Under the terms of the Option Agreement, signed April 29th, the Company may acquire the Project, subject to the NSR, by making the following cash payments to the optionors ("Optionors"):

Due Date Minimum Work CommitmentCash 
Payment
Within five (5) business days of the Closing Date and of receipt of approval from the Canadian Securities ExchangeNIL$25,000
On or before the date that is one (1) calendar year after the Closing Date. 150,000NIL
On or before the date that is two (2) calendar years after the Closing Date.150,000NIL
On or before the date that is three (3) calendar years after the Closing Date.150,000NIL
Total $450,000$25,000

 

The Company notes that the NSR is subject to a buyback right in favour of the Company, under which the Company may reduce the NSR to 1.0% by making a payment of $1,000,000 to the Optionors. (All dollar amounts are in Canadian dollars unless otherwise stated).

Related Party Disclosure

The Optionor is a director of the Company and, accordingly, the Option Agreement constitutes a "related party transaction" within the meaning of applicable securities laws and Canadian Securities Exchange policies. The Company has reviewed the terms of the Option Agreement and believes the transaction is in the best interests of the Company and its shareholders.

The Company intends to rely on the exemptions from the formal valuation and minority shareholder approval requirements available under applicable securities laws, including sections 5.5 and 5.7 of Multilateral Instrument 61-101 - Protection of Minority Security Holders in Special Transactions, on the basis that the fair market value of the transaction, insofar as it involves the related party, does not exceed 25% of the Company's market capitalization.

The transaction remains subject to customary closing conditions, including acceptance by the Canadian Securities Exchange.

Management Commentary

"Powermax continues to build a diversified portfolio of rare earth element exploration opportunities across North America," said Paul Gorman, Chief Executive Officer of Powermax Minerals. "The Hopkins Property provides the Company with a sizeable land position in northern Ontario in a geological environment that includes alkalic intrusive and carbonatite-related rocks, which are important exploration settings for rare earth elements. We believe the Property has strong early-stage exploration merit and fits well with our strategy of acquiring projects with favourable geology, infrastructure access and scalable exploration potential."

Planned Exploration Program

  • Proposed Phase 1 exploration program at the Hopkins Rare Earths Project to evaluate and prioritize prospective zones across the property. The proposed first phase of work will include:
  • Desktop Data Compilation and GIS Modeling: Integration of historical geological, geophysical, and geochemical datasets to refine exploration targets through advanced spatial and radiometric analysis.
  • Field Prospecting and Geological Mapping: Systematic prospecting and detailed mapping to identify and characterize mineralized structures, and alteration patterns.
  • Geochemical Sampling: rock, soil and stream sediment sampling, where appropriate.
  • Radiometric Surveys: Field measurements using handheld scintillometers to detect radiometric and pathfinder element anomalies across target areas.
  • Airborne Geophysical Survey: high-resolution helicopter-borne magnetic and gamma-ray spectrometric survey

The Phase 1 program is designed to integrate historical and new field data to identify priority targets. Subject to the results of Phase 1, Phase 2 may include mechanized stripping or trenching, additional detailed geophysics and diamond drilling to test priority REE targets.
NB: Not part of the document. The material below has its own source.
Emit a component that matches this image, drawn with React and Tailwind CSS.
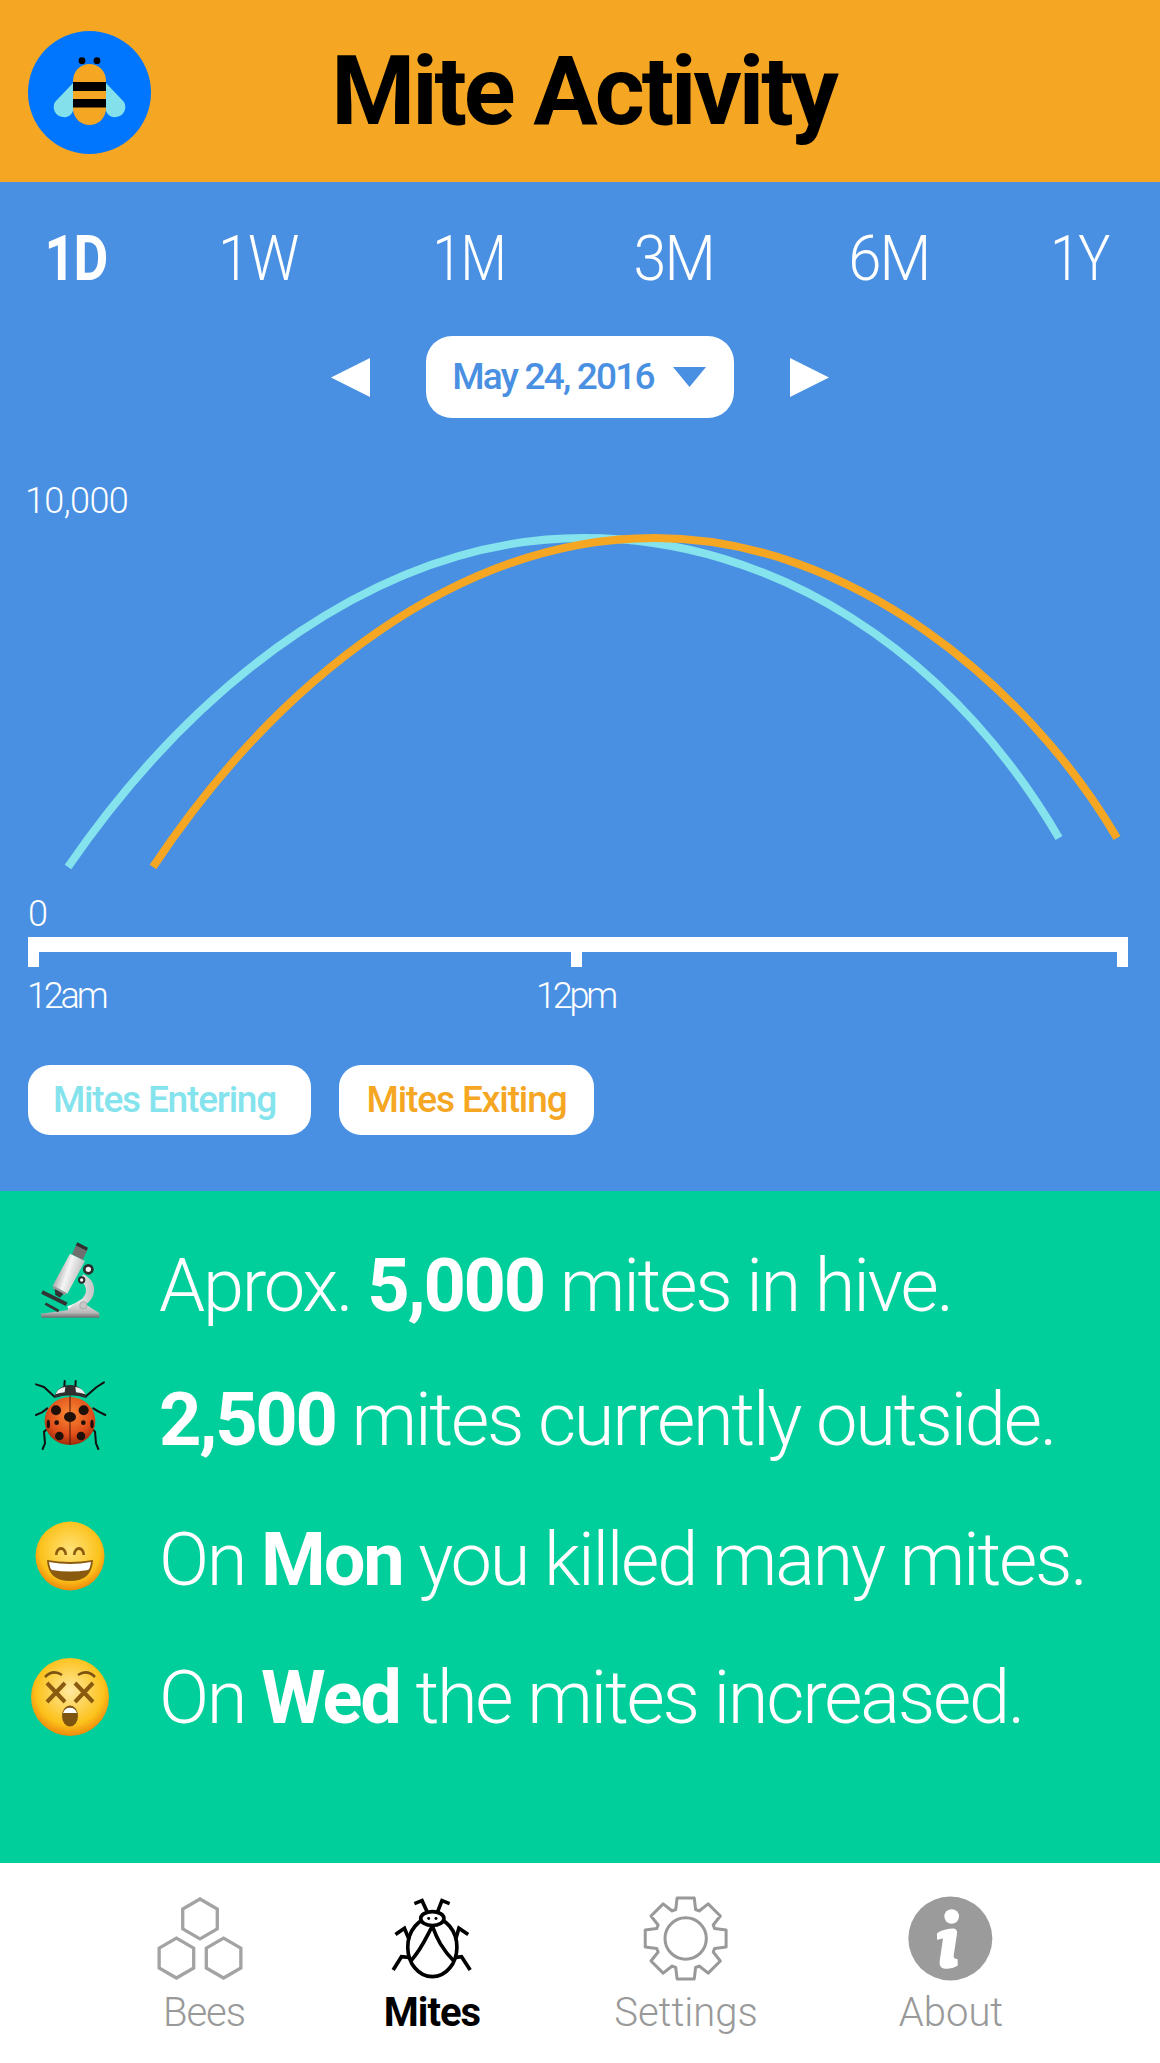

The acquisition of the Project under the Option Arrangement is subject to customary closing conditions and regulatory approvals, including approvals by the Canadian Securities Exchange (CSE).

Qualified Person

Afzaal Pirzada, P.Geo., a Director of the Company and a "Qualified Person" as defined by National Instrument 43-101, reviewed and approved the scientific and technical information disclosed in this press release.

On Behalf of the Board of Directors
Paul Gorman, CEO & Director
416 768-6101
Email: info@powermaxminerals.com
Website: www.powermaxminerals.com

About Powermax Minerals Inc.

Powermax Minerals Inc. is a Canadian mineral exploration company focused on advancing rare earth element projects. The Company holds an option to acquire the Cameron REE Property, comprising three mineral claims totaling approximately 2,984 hectares in British Columbia. Powermax also has options to acquire the Atikokan REE Property and Pinard REE Property in NW Ontario. Powermax also owns a 100% interest in the Ogden Bear Lodge Project, in Crook County, Wyoming.

Forward-Looking Statements
Except for the statements of historical fact, this news release contains "forward-looking information" within the meaning of the applicable Canadian securities legislation that is based on expectations, estimates and projections as at the date of this news release. "Forward-looking information" in this news release includes: statements involving the acquisition of the Project; expectations involving the Option Arrangement and NSR; and anticipated receipt of CSE approvals. The forward-looking information in this news release reflects the current expectations, assumptions and/or beliefs of the Company based on information currently available to the Company. The Company has also assumed that no significant events occur outside of the Company's normal course of business. Although the Company believes that the assumptions inherent in the forward-looking information are reasonable, forward-looking information is not a guarantee of future performance and accordingly undue reliance should not be put on such information due to the inherent uncertainty therein. The Company disclaims any intention or obligation to update or revise any forward-looking information unless required by applicable law. Neither the Canadian Securities Exchange nor its Market Regulator (as that term is defined in CSE Policies) accepts responsibility for the adequacy or accuracy of this news release.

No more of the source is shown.